■ WORK TO DO: Scan the lines below for the string "screenshot" and report how many lines contain it, giving only the number.

━━━━━ RECORDS TO PROCESS

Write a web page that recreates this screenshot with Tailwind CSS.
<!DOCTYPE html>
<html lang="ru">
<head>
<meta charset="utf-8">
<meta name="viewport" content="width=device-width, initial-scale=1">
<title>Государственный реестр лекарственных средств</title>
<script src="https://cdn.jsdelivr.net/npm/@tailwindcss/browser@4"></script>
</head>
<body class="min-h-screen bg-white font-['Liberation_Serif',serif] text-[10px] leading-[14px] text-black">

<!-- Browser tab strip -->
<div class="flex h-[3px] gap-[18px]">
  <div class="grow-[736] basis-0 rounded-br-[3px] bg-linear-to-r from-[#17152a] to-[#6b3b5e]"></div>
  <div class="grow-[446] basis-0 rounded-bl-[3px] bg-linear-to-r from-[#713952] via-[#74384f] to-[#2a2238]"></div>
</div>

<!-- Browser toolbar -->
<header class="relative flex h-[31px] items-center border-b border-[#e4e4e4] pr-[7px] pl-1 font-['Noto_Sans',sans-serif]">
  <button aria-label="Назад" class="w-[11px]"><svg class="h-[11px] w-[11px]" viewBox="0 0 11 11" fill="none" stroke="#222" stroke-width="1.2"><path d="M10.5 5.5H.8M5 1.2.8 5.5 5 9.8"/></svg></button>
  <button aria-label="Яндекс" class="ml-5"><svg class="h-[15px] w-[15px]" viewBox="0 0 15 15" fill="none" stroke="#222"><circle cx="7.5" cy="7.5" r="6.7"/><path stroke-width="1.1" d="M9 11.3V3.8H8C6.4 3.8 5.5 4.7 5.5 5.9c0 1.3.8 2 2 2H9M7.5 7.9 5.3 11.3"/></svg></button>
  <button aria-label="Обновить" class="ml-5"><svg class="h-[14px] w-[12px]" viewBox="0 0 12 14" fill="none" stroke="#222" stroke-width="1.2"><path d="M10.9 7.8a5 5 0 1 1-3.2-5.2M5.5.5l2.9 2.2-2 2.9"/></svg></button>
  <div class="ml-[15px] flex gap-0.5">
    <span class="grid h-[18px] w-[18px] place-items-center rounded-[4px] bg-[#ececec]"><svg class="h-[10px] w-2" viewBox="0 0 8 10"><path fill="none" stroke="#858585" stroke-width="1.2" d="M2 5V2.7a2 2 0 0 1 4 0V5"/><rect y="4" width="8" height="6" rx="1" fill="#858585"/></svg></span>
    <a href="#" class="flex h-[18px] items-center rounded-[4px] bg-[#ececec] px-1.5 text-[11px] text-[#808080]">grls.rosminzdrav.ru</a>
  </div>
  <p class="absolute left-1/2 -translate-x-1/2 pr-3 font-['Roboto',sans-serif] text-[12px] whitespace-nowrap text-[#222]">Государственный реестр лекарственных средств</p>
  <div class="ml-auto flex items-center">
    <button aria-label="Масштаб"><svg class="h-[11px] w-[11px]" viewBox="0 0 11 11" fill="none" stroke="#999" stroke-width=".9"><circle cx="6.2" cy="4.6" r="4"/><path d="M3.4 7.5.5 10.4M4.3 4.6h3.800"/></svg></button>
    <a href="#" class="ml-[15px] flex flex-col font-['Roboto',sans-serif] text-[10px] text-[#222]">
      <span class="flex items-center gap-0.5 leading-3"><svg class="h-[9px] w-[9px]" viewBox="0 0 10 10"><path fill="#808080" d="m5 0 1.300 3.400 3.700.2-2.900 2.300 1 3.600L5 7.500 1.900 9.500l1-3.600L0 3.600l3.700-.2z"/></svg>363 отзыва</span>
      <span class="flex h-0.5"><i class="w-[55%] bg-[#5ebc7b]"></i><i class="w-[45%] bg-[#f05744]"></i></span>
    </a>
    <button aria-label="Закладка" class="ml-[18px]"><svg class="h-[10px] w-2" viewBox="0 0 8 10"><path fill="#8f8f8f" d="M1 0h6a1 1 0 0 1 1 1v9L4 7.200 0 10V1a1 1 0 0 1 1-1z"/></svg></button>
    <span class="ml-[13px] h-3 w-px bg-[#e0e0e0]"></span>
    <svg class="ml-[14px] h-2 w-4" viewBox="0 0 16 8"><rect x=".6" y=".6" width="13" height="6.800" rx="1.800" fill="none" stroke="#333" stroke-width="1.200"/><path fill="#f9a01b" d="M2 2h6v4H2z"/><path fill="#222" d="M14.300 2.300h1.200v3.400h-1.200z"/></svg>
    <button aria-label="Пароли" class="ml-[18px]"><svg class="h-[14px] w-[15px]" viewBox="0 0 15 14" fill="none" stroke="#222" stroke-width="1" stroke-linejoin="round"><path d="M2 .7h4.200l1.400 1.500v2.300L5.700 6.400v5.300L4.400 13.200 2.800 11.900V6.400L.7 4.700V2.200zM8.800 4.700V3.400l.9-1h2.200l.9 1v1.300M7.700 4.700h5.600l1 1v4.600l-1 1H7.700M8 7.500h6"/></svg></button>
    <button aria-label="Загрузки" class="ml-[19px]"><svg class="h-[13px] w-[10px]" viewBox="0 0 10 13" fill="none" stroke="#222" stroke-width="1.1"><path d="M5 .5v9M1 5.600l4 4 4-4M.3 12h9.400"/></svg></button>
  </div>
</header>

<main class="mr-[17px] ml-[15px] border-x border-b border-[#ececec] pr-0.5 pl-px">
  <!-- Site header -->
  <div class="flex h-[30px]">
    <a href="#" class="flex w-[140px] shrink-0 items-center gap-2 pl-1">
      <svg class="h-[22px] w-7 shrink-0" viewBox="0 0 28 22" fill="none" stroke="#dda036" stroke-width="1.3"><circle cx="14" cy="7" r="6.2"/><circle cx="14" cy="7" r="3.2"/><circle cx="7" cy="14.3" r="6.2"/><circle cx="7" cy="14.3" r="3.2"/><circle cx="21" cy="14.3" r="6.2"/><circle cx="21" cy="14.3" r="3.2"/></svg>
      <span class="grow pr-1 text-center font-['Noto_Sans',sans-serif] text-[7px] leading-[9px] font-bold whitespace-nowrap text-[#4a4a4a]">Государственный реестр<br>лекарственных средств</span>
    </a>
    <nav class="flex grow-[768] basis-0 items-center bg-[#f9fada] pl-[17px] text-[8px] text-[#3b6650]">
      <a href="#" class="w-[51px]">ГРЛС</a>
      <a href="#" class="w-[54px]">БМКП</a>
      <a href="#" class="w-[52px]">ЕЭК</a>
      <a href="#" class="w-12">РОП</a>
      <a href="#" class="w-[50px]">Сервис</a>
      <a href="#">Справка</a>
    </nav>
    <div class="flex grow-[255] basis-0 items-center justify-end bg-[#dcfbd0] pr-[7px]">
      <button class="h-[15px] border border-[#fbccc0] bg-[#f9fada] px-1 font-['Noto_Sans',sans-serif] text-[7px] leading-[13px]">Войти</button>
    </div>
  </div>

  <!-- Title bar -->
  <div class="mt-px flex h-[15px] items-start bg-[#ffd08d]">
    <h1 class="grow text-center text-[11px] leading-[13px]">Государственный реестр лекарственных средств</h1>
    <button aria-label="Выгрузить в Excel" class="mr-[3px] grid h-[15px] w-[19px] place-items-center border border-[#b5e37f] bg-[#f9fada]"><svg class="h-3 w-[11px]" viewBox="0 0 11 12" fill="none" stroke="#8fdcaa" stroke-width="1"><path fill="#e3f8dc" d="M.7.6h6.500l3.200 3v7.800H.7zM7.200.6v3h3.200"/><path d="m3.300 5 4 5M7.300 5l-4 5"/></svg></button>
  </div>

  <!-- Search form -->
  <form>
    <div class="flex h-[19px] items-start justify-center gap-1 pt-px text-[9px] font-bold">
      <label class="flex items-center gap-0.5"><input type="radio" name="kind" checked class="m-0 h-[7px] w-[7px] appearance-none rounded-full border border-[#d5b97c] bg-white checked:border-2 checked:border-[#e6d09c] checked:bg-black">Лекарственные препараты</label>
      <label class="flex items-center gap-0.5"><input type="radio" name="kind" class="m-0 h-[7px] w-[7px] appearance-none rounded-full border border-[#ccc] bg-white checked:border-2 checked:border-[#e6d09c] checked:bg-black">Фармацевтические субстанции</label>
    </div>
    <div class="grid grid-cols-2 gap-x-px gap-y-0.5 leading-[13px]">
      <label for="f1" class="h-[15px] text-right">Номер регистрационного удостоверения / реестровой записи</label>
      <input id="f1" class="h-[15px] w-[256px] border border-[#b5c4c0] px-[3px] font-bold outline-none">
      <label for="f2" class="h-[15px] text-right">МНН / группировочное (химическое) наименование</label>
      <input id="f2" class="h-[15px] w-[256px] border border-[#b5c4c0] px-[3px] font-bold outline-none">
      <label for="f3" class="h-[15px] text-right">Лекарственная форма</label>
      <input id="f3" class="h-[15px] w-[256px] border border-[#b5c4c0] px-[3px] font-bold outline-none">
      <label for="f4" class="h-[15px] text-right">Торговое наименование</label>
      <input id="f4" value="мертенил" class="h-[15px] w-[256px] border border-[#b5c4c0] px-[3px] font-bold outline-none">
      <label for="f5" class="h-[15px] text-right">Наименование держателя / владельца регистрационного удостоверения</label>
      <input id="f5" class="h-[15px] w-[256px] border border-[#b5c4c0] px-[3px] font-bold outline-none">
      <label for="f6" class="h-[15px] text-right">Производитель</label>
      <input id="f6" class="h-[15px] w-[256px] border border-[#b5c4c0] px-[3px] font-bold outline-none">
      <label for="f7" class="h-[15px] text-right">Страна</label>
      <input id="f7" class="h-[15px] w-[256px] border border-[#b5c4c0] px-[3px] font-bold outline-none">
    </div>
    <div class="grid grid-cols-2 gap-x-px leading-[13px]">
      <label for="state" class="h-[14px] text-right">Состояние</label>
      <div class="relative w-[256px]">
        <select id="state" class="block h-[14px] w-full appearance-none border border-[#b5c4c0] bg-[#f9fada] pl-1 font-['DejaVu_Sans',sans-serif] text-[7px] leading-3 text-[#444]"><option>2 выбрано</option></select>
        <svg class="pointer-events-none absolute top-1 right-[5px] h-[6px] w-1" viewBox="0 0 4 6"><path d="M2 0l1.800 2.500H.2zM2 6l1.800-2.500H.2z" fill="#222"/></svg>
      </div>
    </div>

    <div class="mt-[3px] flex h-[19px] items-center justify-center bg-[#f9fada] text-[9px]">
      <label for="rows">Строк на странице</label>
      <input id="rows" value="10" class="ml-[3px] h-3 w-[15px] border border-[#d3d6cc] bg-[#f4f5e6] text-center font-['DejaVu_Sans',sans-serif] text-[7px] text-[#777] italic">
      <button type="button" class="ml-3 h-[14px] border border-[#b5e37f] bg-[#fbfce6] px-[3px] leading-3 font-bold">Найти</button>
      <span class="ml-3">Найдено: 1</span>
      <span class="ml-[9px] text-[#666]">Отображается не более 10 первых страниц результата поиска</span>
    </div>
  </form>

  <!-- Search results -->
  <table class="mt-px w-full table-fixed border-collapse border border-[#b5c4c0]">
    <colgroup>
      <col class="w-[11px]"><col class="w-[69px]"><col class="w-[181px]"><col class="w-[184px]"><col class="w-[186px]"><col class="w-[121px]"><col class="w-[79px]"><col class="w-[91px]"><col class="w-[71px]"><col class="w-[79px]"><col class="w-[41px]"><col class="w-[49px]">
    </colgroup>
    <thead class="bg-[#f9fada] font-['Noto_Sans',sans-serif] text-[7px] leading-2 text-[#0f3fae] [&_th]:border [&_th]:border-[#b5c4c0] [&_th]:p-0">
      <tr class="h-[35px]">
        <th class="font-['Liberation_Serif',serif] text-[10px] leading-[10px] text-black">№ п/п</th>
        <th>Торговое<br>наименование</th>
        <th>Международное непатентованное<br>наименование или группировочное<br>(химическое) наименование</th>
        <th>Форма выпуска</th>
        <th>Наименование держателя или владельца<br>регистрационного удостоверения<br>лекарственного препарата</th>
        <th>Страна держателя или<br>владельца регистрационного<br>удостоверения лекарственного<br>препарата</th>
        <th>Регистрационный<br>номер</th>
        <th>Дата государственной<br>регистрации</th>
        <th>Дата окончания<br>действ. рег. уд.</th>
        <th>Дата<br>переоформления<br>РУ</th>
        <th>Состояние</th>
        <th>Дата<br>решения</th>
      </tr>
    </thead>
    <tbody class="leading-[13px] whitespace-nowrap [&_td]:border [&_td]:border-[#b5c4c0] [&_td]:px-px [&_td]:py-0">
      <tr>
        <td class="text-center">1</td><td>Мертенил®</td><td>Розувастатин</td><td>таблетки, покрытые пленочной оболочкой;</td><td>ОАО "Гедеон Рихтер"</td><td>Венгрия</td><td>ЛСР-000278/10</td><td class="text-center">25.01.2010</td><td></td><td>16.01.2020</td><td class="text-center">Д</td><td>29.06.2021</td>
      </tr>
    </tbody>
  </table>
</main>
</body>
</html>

━━━━━━━━━━
━━━━━ RECORDS TO PROCESS

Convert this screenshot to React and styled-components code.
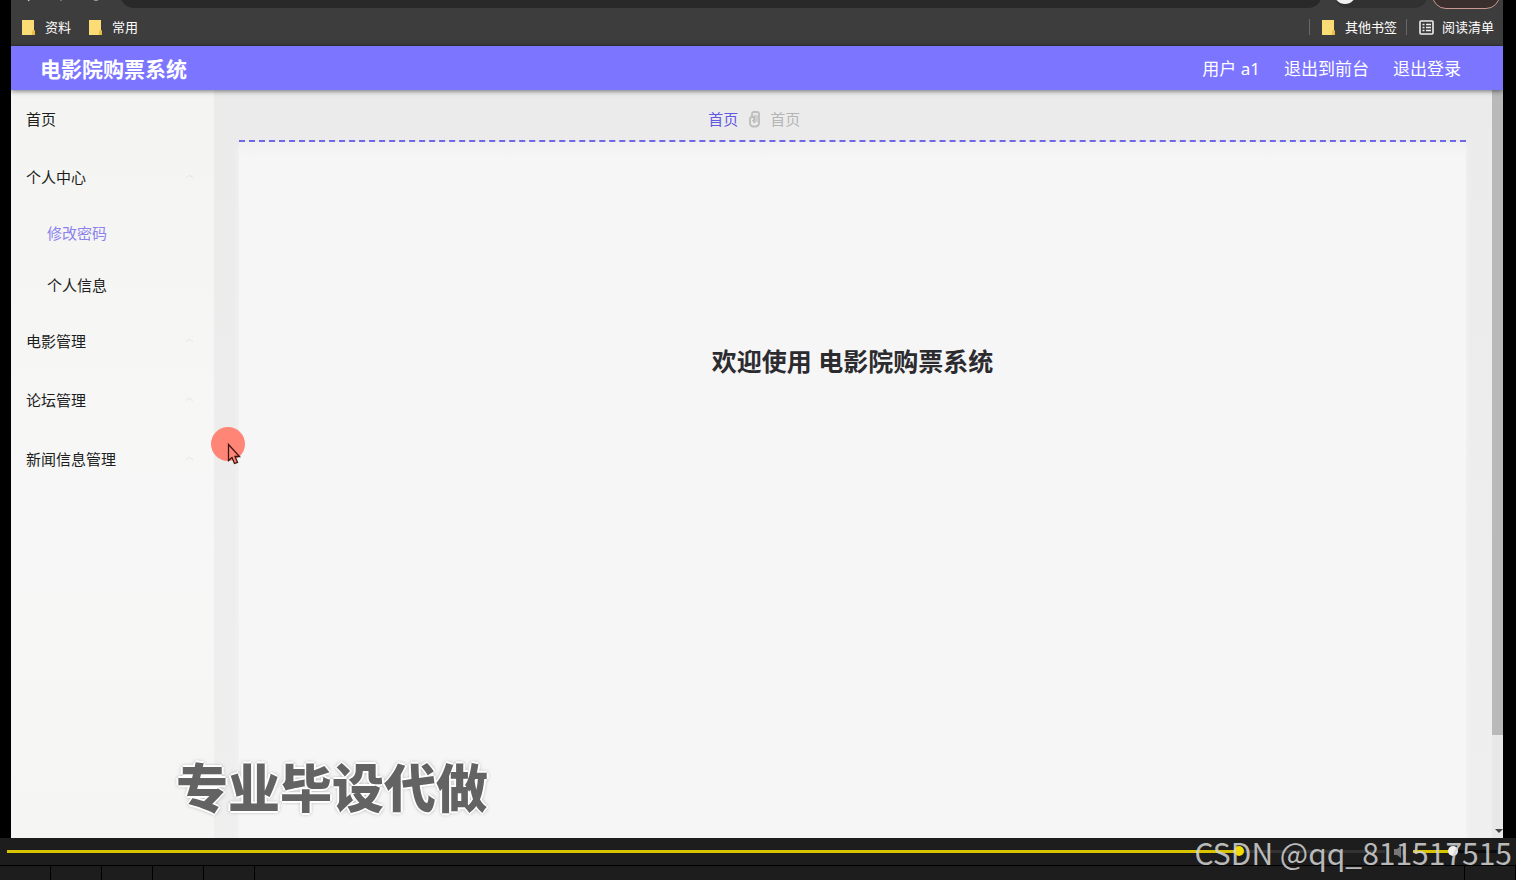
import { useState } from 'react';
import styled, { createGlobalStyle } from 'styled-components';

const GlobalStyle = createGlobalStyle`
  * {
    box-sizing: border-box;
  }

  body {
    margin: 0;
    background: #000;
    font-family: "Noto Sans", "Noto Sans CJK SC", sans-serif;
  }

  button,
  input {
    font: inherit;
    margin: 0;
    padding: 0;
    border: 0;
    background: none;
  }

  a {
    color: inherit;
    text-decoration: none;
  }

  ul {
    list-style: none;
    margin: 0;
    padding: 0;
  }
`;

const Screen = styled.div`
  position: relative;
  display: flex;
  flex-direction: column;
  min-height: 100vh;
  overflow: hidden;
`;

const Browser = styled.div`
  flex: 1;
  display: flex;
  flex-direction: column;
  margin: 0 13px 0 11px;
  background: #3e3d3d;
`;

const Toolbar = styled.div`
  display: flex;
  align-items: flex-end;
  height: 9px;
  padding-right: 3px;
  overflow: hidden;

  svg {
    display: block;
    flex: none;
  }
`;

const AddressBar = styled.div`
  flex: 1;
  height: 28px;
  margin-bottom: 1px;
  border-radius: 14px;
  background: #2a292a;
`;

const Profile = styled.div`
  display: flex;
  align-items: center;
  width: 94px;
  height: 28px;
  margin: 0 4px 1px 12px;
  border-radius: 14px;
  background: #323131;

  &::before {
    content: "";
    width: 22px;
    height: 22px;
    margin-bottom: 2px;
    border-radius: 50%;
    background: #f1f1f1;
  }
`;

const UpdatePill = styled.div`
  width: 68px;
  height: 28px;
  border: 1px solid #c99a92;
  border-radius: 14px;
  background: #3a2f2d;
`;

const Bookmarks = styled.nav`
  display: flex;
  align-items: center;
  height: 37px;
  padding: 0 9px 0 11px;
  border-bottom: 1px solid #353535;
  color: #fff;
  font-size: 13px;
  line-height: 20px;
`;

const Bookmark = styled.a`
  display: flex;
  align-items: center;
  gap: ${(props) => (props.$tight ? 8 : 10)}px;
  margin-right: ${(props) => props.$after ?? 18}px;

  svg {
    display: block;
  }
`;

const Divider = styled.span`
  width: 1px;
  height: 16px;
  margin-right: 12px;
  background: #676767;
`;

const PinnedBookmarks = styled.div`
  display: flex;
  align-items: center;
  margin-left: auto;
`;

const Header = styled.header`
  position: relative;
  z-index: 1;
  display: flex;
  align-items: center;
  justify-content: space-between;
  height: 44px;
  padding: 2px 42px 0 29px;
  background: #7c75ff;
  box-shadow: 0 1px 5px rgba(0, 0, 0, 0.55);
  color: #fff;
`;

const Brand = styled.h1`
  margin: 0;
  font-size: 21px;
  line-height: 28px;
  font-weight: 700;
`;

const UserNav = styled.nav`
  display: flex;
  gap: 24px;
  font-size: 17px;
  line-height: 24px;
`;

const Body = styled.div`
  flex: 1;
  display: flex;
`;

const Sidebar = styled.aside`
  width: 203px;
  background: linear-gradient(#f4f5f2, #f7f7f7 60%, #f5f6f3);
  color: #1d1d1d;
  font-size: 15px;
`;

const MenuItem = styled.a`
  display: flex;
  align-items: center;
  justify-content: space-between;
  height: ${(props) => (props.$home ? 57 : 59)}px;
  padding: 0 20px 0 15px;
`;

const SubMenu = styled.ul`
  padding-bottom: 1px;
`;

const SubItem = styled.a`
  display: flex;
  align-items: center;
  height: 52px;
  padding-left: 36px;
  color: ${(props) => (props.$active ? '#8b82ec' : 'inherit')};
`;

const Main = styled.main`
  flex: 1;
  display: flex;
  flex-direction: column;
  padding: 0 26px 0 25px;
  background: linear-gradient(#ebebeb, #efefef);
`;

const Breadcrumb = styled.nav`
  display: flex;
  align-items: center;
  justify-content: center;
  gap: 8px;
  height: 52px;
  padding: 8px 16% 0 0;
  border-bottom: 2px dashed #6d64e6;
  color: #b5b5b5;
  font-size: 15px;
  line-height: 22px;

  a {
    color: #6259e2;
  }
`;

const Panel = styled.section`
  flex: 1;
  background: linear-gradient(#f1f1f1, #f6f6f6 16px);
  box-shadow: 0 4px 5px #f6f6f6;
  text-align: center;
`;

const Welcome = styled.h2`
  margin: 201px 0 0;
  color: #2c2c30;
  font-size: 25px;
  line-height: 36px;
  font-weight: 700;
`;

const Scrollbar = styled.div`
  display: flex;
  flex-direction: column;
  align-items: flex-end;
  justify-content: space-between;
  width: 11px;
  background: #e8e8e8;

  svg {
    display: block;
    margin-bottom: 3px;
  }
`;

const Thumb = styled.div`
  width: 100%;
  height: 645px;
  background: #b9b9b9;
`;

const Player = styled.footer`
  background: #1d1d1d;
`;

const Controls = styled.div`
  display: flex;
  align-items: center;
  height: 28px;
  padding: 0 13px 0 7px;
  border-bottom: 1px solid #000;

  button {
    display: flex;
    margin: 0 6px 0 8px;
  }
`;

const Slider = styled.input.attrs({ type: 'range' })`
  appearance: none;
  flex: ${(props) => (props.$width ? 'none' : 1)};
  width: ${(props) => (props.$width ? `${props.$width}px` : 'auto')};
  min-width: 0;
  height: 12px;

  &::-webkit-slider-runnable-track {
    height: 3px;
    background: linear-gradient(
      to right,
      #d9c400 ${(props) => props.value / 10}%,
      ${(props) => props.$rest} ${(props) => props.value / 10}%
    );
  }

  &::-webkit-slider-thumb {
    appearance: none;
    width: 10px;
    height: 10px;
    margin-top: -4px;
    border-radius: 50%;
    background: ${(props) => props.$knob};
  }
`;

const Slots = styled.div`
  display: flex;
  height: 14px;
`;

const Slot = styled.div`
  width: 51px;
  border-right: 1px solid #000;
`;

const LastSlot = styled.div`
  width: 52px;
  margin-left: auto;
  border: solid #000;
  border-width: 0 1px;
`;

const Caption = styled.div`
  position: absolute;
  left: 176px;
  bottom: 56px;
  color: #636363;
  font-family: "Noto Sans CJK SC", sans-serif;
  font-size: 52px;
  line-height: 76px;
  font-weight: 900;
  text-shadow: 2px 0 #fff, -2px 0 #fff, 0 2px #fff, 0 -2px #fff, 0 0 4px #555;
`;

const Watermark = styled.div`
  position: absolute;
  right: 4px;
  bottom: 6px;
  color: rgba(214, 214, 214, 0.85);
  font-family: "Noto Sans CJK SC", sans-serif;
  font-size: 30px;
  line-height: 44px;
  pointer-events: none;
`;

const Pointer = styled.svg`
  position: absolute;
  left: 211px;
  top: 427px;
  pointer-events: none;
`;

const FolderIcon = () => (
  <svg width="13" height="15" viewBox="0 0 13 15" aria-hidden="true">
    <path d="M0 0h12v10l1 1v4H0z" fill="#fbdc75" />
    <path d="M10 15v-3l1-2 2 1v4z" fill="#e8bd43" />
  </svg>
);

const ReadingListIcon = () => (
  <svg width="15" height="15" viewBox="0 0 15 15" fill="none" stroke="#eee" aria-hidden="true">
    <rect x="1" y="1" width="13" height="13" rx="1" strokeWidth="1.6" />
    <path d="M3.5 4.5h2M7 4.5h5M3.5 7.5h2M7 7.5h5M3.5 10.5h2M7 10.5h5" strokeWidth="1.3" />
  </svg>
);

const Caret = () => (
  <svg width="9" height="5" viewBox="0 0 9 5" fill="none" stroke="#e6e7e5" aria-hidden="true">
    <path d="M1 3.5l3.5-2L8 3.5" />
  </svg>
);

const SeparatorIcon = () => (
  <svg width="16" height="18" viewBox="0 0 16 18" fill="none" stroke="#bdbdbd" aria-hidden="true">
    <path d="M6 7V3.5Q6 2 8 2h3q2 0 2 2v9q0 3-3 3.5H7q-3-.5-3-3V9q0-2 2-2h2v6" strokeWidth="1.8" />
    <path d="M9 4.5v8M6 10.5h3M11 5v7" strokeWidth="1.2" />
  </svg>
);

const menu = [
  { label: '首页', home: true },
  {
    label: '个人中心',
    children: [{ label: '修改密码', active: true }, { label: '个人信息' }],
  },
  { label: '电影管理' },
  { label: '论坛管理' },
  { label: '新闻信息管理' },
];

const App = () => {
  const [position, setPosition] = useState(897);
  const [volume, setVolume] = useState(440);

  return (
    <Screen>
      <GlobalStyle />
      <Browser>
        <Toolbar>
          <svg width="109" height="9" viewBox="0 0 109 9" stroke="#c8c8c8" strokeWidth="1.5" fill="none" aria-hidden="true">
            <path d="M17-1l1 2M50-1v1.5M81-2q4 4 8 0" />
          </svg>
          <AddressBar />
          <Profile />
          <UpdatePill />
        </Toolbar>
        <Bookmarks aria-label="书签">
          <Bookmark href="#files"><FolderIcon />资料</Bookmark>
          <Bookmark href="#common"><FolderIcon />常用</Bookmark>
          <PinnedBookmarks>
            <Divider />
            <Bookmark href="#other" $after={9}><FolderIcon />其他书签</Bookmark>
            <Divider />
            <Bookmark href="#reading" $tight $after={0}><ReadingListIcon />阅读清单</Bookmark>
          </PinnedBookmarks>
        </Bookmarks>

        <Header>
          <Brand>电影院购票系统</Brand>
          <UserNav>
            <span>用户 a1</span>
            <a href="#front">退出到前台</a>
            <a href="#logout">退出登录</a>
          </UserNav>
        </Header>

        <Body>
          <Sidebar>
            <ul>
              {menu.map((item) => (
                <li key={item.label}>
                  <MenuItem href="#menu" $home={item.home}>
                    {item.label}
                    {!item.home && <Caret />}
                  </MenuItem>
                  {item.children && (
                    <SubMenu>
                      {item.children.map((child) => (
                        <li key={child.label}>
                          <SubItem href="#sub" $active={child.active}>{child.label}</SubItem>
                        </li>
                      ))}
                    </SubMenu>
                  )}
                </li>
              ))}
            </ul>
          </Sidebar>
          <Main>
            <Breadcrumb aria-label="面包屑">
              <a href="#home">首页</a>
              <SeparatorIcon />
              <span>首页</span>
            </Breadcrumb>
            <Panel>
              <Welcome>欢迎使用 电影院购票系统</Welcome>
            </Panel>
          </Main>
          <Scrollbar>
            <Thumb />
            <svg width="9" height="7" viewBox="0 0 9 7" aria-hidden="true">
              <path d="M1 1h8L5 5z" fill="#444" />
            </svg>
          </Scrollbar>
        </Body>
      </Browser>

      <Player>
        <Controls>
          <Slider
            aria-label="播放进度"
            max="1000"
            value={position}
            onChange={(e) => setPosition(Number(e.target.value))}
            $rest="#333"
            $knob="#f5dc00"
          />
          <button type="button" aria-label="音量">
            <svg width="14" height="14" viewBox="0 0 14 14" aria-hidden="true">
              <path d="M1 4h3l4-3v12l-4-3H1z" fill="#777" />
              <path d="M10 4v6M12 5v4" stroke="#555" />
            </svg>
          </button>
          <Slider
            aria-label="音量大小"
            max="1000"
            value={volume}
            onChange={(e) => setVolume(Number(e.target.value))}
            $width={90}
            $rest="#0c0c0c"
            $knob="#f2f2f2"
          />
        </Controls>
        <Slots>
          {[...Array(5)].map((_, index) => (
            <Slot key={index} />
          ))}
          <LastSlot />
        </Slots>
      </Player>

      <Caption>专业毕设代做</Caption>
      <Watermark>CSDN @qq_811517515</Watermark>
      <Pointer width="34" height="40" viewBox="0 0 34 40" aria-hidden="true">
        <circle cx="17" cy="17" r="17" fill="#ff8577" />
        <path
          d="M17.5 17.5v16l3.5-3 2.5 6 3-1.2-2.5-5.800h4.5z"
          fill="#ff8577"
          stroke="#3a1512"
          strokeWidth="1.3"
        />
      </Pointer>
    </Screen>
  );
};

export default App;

━━━━━━━━━━

■ FINISHED EXERCISE: 2